Article,
Exploring the low-lying electronic states of C4H6OS isomers, dihydro-2(3H)-thiophenone and dihydro-3(2H)-thiophenone
Affiliations
- [1] Lawrence Berkeley National Laboratory [NORA names: United States; America, North; OECD];
- [2] Universidade Nova de Lisboa [NORA names: Portugal; Europe, EU; OECD];
- [3] French National Centre for Scientific Research [NORA names: France; Europe, EU; OECD];
- [4] University of Lille [NORA names: France; Europe, EU; OECD];
- [5] Aarhus University [NORA names: AU Aarhus University; University; Denmark; Europe, EU; Nordic; OECD]
Abstract
Results of a detailed study on the electronic state spectroscopy of C4H6OS isomers, dihydro-2(3H)-thiophenone and dihydro-3(2H)-thiophenone, have been obtained from high-resolution vacuum ultraviolet photoabsorption experiments together with quantum chemical calculations. The absolute photoabsorption cross-sections in the 3.7–10.7 eV energy range were obtained at the AU-UV beam line, ASTRID2 synchrotron radiation facility. The absorption spectra exhibit features due to transitions into valence and Rydberg states, superimposed on vibrational fine structure which appear much weaker in the photoabsorption spectrum of dihydro-3(2H)-thiophenone. Assignments have been proposed for some of the absorption bands with the aid of ab initio calculations at the equation-of-motion coupled-cluster singles and doubles level (EOM-CCSD) providing vertical excitation energies and oscillator strengths. The nature of the transitions was assessed by visual inspection of the natural orbitals for each transition and the average values from the electronic radial spatial extents of the electronic cloud.

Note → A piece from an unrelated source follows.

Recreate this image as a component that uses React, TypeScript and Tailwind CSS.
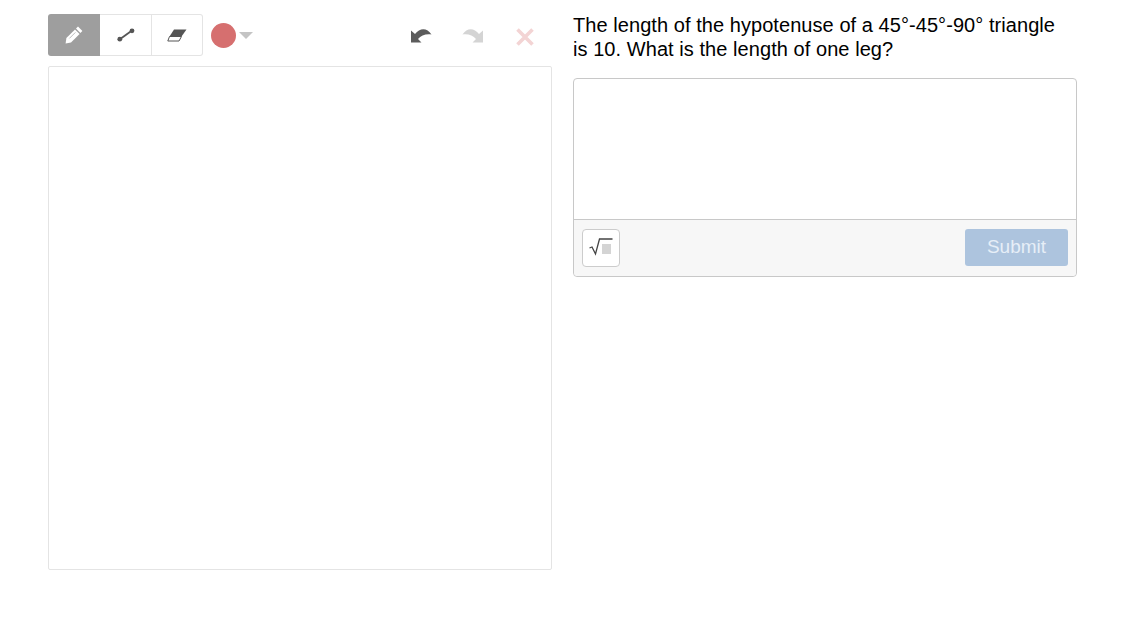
function Pencil() {
  return (
    <svg width="18" height="18" viewBox="0 0 18 18">
      <path d="M13 0.6 L17.4 5 L15.4 7 L11 2.6 Z" fill="#fff" />
      <path d="M10 3.4 L14.6 8 L6 16.6 L0.6 17.4 L1.4 12 Z" fill="#fff" />
      <path d="M10.4 6.4 L4.4 12.4" stroke="#bdbdbd" strokeWidth="1" />
    </svg>
  )
}

function LineTool() {
  return (
    <svg width="18" height="14" viewBox="0 0 18 14">
      <path d="M2.5 11.5 L15 2.5" stroke="#555" strokeWidth="1.8" />
      <circle cx="2.8" cy="11.2" r="2.4" fill="#555" />
      <circle cx="15" cy="2.8" r="2.4" fill="#555" />
    </svg>
  )
}

function Eraser() {
  return (
    <svg width="20" height="13" viewBox="0 0 20 13">
      <path d="M7 0.5 H19.5 L14.5 7.5 H2.5 Z" fill="#555" />
      <path d="M2.5 7.5 H14.5 L12 12 H0.8 Z" fill="#fff" stroke="#555" strokeWidth="1" />
    </svg>
  )
}

function Undo({ color }: { color: string }) {
  return (
    <svg width="22" height="16" viewBox="0 0 22 16">
      <path d="M1 3.5 V15.5 H11.5 L8 12 C11 8.5 16 6.5 21.5 7.5 C17 0.5 10 0.5 5 7 Z" fill={color} />
    </svg>
  )
}

function App() {
  return (
    <div className="flex w-[1128px] h-[622px] bg-white pl-[48px] pt-[14px] gap-[21px] font-['Liberation_Sans',sans-serif]">
      <div className="flex flex-col w-[504px]">
        <div className="flex items-center h-[42px]">
          <div className="flex h-[42px]">
            <div className="flex items-center justify-center w-[52px] bg-[#9e9e9e] rounded-l-[3px]">
              <Pencil />
            </div>
            <div className="flex items-center justify-center w-[52px] border-y border-r border-[#e4e4e4]">
              <LineTool />
            </div>
            <div className="flex items-center justify-center w-[51px] border-y border-r border-[#e4e4e4] rounded-r-[3px]">
              <Eraser />
            </div>
          </div>
          <div className="w-[25px] h-[25px] rounded-full bg-[#d66f6f] ml-2" />
          <div className="w-0 h-0 ml-[3px] border-x-[7px] border-x-transparent border-t-[7px] border-t-[#c4c4c4]" />
          <div className="flex items-center ml-auto mr-[16px] gap-[30px]">
            <Undo color="#5c5c5c" />
            <div className="-scale-x-100">
              <Undo color="#d4d4d4" />
            </div>
            <svg width="22" height="22" viewBox="0 0 22 22" className="mt-[3px]">
              <path d="M3.5 3.5 L18.5 18.5 M18.5 3.5 L3.5 18.5" stroke="#f3d4d4" strokeWidth="3.6" />
            </svg>
          </div>
        </div>
        <div className="w-[504px] h-[504px] mt-[10px] border border-[#e4e4e4] rounded-[2px]" />
      </div>

      <div className="flex flex-col w-[504px]">
        <p className="-mt-[1px] text-[20px] leading-[24px] tracking-[0.06px] text-black w-[490px]">
          The length of the hypotenuse of a 45°-45°-90° triangle is 10. What is the length of one leg?
        </p>
        <div className="mt-[17px] h-[199px] flex flex-col border border-[#c8c8c8] rounded-[4px]">
          <div className="h-[141px] border-b border-[#c8c8c8]" />
          <div className="flex flex-1 items-center justify-between px-[8px] bg-[#f7f7f7] rounded-b-[4px]">
            <div className="flex items-center justify-center w-[38px] h-[38px] bg-white border border-[#cccccc] rounded-[4px]">
              <svg width="24" height="18" viewBox="0 0 24 18" className="-mt-[2px]">
                <rect x="13" y="6" width="9" height="10" fill="#d4d4d4" />
                <path d="M0.5 10 L3 9 L6.5 16 L10.5 1 H23.5" fill="none" stroke="#444" strokeWidth="1.3" />
              </svg>
            </div>
            <div className="flex items-center justify-center w-[103px] h-[37px] mb-[2px] bg-[#adc4de] rounded-[3px] text-[19px] text-[#e6eef7]">
              Submit
            </div>
          </div>
        </div>
      </div>
    </div>
  )
}

export default App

A comparison between the vibrational structure observed in the experimental spectra suggests relevant CO stretching excitations for both molecules, with important CH2 twisting and rocking modes for dihydro-2(3H)-thiophenone and ring stretching modes for dihydro-3(2H)-thiophenone. Photolysis lifetimes from 0 up to 50 km altitude in the Earth's atmosphere for both chemical compounds have been estimated from the absolute photoabsorption cross-sections.